Crystal frowned. “I don’t know why I mentioned her, because talking about my mother’s antics always gives me a headache. It’s too late to stop by tonight,” she said, deftly changing the topic of conversation, “so I’m going directly to the hotel. I have meetings tomorrow and Friday, but I’m free this weekend.”
“Why don’t you come spend at least Saturday or Sunday with us?”
“That sounds wonderful. I’ll call to let you know when I’ll be there. See you soon.”
“We’ll be here,” Xavier said.
Tapping a button on the steering wheel, Crystal ended the call. Crystal smiled for the first time in hours. She was about to embark on a project she’d dreamt about since decorating her first dollhouse. But this project wasn’t about dollhouses but two historic landmark buildings the owner planned to turn into an inn and a bed-and-breakfast.
The original owners of the three-story, early-nineteenth-century structures had used them as their secondary residences whenever they relocated their families from the cotton, rice and indigo plantations built along the creeks and marshes in order to escape the swamp fevers so prevalent at the time during the intense summer heat.
She knew she’d taken a big step when she left her position with a prestigious Fort Lauderdale architectural and design firm to set up her own company—Eaton Interior and Design. She’d come to the realization she’d been overworked, overlooked for promotions, underpaid for her expertise, all the while being subtly sexually harassed by one of the partners.
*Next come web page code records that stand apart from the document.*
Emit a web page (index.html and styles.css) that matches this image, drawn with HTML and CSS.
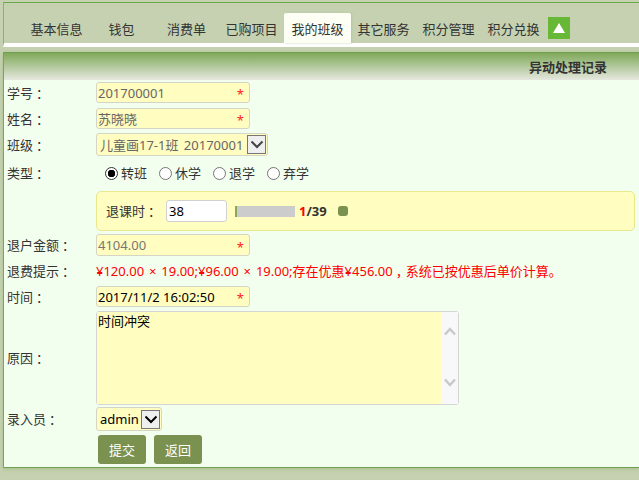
FILE: index.html
```html
<!DOCTYPE html>
<html lang="zh">
<head>
<meta charset="utf-8">
<title>异动处理记录</title>
<link rel="stylesheet" href="styles.css">
</head>
<body>
<nav class="nav">
  <ul class="tabs">
    <li class="tab">基本信息</li>
    <li class="tab">钱包</li>
    <li class="tab">消费单</li>
    <li class="tab">已购项目</li>
    <li class="tab active">我的班级</li>
    <li class="tab">其它服务</li>
    <li class="tab">积分管理</li>
    <li class="tab">积分兑换</li>
    <li class="toggle"><svg width="12" height="10" viewBox="0 0 12 10"><path d="M6 0 12 10H0Z" fill="#fff"/></svg></li>
  </ul>
</nav>
<main class="panel">
  <header class="panel-head">异动处理记录</header>
  <form class="form">
    <div class="row r-id"><span class="label">学号<i class="punct">：</i></span><span class="field muted">201700001<i class="req">*</i></span></div>
    <div class="row r-name"><span class="label">姓名<i class="punct">：</i></span><span class="field muted">苏晓晓<i class="req">*</i></span></div>
    <div class="row r-class"><span class="label">班级<i class="punct">：</i></span><span class="select wide muted"><span class="select-text">儿童画17-1班 20170001</span><span class="arrow"><svg width="14" height="9" viewBox="0 0 14 9"><path d="M1.500 1.500 7 7l5.500-5.500" fill="none" stroke="#444" stroke-width="2"/></svg></span></span></div>
    <div class="row r-type"><span class="label">类型<i class="punct">：</i></span>
      <span class="radios">
        <span class="radio on"><i class="dot"></i>转班</span>
        <span class="radio"><i class="dot"></i>休学</span>
        <span class="radio"><i class="dot"></i>退学</span>
        <span class="radio"><i class="dot"></i>弃学</span>
      </span>
    </div>
    <div class="row r-box"><span class="label"></span>
      <div class="box">
        <span class="box-label">退课时<i class="punct">：</i></span>
        <span class="box-input">38</span>
        <span class="slider"><i class="fill"></i></span>
        <b class="count"><em>1</em>/39</b>
        <i class="stop"></i>
      </div>
    </div>
    <div class="row r-money"><span class="label">退户金额<i class="punct">：</i></span><span class="field light">4104.00<i class="req">*</i></span></div>
    <div class="row r-tip"><span class="label">退费提示<i class="punct">：</i></span><span class="tip">¥120.00 <i class="times">×</i> 19.00;¥96.00 <i class="times">×</i> 19.00;存在优惠¥456.00<i class="punct">，</i>系统已按优惠后单价计算。</span></div>
    <div class="row r-time"><span class="label">时间<i class="punct">：</i></span><span class="field dark">2017/11/2 16:02:50<i class="req">*</i></span></div>
    <div class="row r-reason"><span class="label">原因<i class="punct">：</i></span>
      <div class="area"><div class="area-text">时间冲突</div>
        <div class="scroll">
          <svg width="12" height="9" viewBox="0 0 12 9"><path d="M1 7.500 6 2l5 5.500" fill="none" stroke="#c8c8c8" stroke-width="2.500"/></svg>
          <svg width="12" height="9" viewBox="0 0 12 9"><path d="M1 1.500 6 7l5-5.500" fill="none" stroke="#c8c8c8" stroke-width="2.500"/></svg>
        </div>
      </div>
    </div>
    <div class="row r-user"><span class="label">录入员<i class="punct">：</i></span><span class="select dark"><span class="select-text">admin</span><span class="arrow"><svg width="14" height="9" viewBox="0 0 14 9"><path d="M1.500 1.500 7 7l5.500-5.500" fill="none" stroke="#000" stroke-width="2"/></svg></span></span></div>
    <div class="row r-btn"><span class="label"></span><span class="btns"><button type="button" class="btn">提交</button><button type="button" class="btn">返回</button></span></div>
  </form>
</main>
</body>
</html>
```
FILE: styles.css
```css
html, body { margin: 0; height: 480px; overflow: hidden; }
body {
  background: #c5d1b0;
  font: 13px/18px "Noto Sans", "Noto Sans CJK SC", sans-serif;
  color: #333;
  padding: 2px 0 0 3px;
  box-sizing: border-box;
}
i, em { font-style: normal; }
.punct { padding-left: 3px; letter-spacing: -3px; }
.times { padding: 0 1.500px; }
.nav {
  border-top: 1px solid #6aa84a;
  border-left: 1px solid #8eb36a;
  box-sizing: border-box;
  border-bottom: 4px solid #fff;
  height: 45px;
}
.tabs {
  list-style: none;
  margin: 0;
  padding: 10px 0 0 20px;
  display: flex;
  align-items: flex-start;
  height: 30px;
  box-sizing: content-box;
}
.tab {
  width: 65px;
  height: 30px;
  line-height: 32px;
  text-align: center;
  flex: none;
}
.tab.active {
  width: 67px;
  background: #fdfff4;
  border-radius: 2px 2px 0 0;
  box-shadow: 1px 0 2px #b5c79f;
  line-height: 33px;
}
.toggle {
  width: 22px;
  height: 22px;
  background: #67b836;
  margin: 4px 0 0 2px;
  display: flex;
  align-items: center;
  justify-content: center;
}
.panel {
  margin-top: 5px;
  height: 416px;
  border-top: 1px solid #6f9f50;
  border-left: 1px solid #7ea35c;
  border-bottom: 1px solid #6f9f50;
  box-sizing: border-box;
  background: #f3ffee;
  box-shadow: 0 1px 4px #a9bd8a;
}
.panel-head {
  height: 27px;
  background: linear-gradient(#7fa95a, #e6e8df);
  font-weight: 700;
  line-height: 28px;
  text-align: right;
  padding-right: 32px;
}
.form { display: block; padding-left: 3px; }
.row { display: flex; align-items: center; }
.label { width: 89px; flex: none; }
.r-id { height: 21px; margin-top: 2px; }
.r-name { height: 21px; margin-top: 5px; }
.r-class { height: 23px; margin-top: 4px; }
.r-type { height: 18px; margin-top: 8px; }
.r-box { height: 40px; margin-top: 9px; }
.r-money { height: 22px; margin-top: 3px; }
.r-tip { height: 18px; margin-top: 6px; }
.r-time { height: 21px; margin-top: 6px; }
.r-reason { height: 94px; margin-top: 4px; }
.r-user { height: 24px; margin-top: 2px; }
.r-btn { height: 29px; margin-top: 4px; }
.field {
  width: 154px;
  height: 100%;
  box-sizing: border-box;
  background: #fffdc0;
  border: 1px solid #d5d5c5;
  border-radius: 3px;
  padding: 0 5px 0 1px;
  display: flex;
  align-items: center;
  justify-content: space-between;
}
.muted { color: #666; }
.light { color: #777; }
.dark { color: #000; }
.req { color: #f22; font-size: 13px; font-weight: 400; line-height: 14px; padding-top: 3px; }
.select {
  height: 100%;
  box-sizing: border-box;
  background: #fffdc0;
  border: 1px solid #d5d5c5;
  border-radius: 3px;
  padding: 0 1px 0 3px;
  display: inline-flex;
  align-items: center;
  white-space: nowrap;
}
.select.wide { width: 172px; word-spacing: 2px; }
.select.dark { width: 66px; }
.select-text { flex: 1; }
.arrow {
  width: 19px;
  height: 19px;
  flex: none;
  box-sizing: border-box;
  background: #efefef;
  border: 1px solid #767676;
  display: flex;
  align-items: center;
  justify-content: center;
}
.radios { display: flex; margin-left: 9px; gap: 12px; }
.radio { display: flex; align-items: center; color: #333; }
.dot {
  width: 13px;
  height: 13px;
  box-sizing: border-box;
  border: 1px solid #767676;
  border-radius: 50%;
  background: #fff;
  margin-right: 3px;
}
.radio.on .dot { border-color: #333; background: radial-gradient(circle, #000 0 3.500px, #fff 4px); }
.box {
  width: 539px;
  height: 100%;
  box-sizing: border-box;
  background: #fffdc0;
  border: 1px solid #e8e88c;
  border-radius: 5px;
  display: flex;
  align-items: center;
  padding-left: 9px;
}
.box-label { width: 60px; flex: none; }
.box-input {
  width: 61px;
  height: 22px;
  box-sizing: border-box;
  background: #fff;
  border: 1px solid #d0d0d0;
  border-radius: 3px;
  color: #000;
  padding: 0 2px;
  line-height: 20px;
  margin-right: 8px;
}
.slider { width: 60px; height: 11px; background: #ccc; display: block; margin-right: 4px; }
.fill { display: block; width: 2px; height: 100%; background: #8aa85c; }
.count { color: #333; font-weight: 700; width: 39px; flex: none; }
.count em { color: #f00; }
.stop { width: 10px; height: 10px; background: #7a9150; border-radius: 3px; }
.tip { color: #f00; white-space: nowrap; }
.area {
  width: 363px;
  height: 100%;
  box-sizing: border-box;
  border: 1px solid #d5d5d5;
  border-radius: 3px;
  display: flex;
}
.area-text { flex: 1; background: #fffdc0; color: #000; padding: 0 1px; }
.scroll {
  width: 17px;
  background: #f8f8f8;
  display: flex;
  flex-direction: column;
  justify-content: space-between;
  align-items: center;
  padding: 15px 0 17px;
  box-sizing: border-box;
}
.btns { display: flex; gap: 8px; margin-left: 2px; }
.btn {
  width: 48px;
  height: 29px;
  border: 0;
  padding: 0;
  border-radius: 3px;
  background: #7a9150;
  color: #fff;
  font: inherit;
}
```
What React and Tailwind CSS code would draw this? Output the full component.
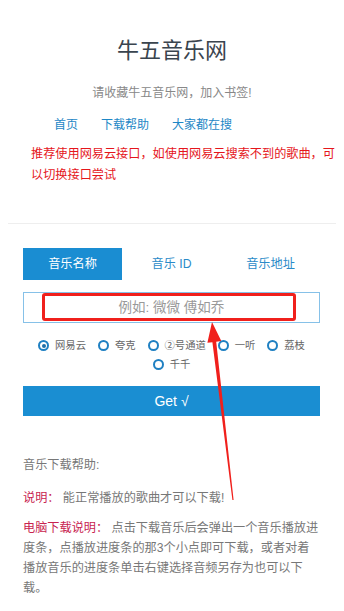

Rather than initiate a lawsuit against him and the firm, she’d decided it was time to leave.
Despite Jasmine’s occasional histrionics, Crystal had to thank her mother for giving her the encouragement she needed to strike out on her own. Jasmine might have been impetuous when it came to her relationships, but she was the complete opposite when buying and selling art. Jasmine revealed that she, too, was thirty when she’d sold her first painting, so it would stand to reason that her daughter would start up her own company at thirty.
Two years later Jasmine opened a thriving and exclusive art gallery in an upscale Miami neighborhood with a growing clientele that included celebrities who wanted to decorate the walls of their sprawling mansions with works of art.
Crystal didn’t have a shop—not yet—but she did have recommendations from several of her father’s clients and one from her mother. Not once had she harbored any guilt about using her parents’ name to further her career. It was the least they could do for emotionally abandoning her as a child. She’d found herself competing with her father’s wives for his attention, while her mother had never recovered from losing her husband, the man she considered the love of her life.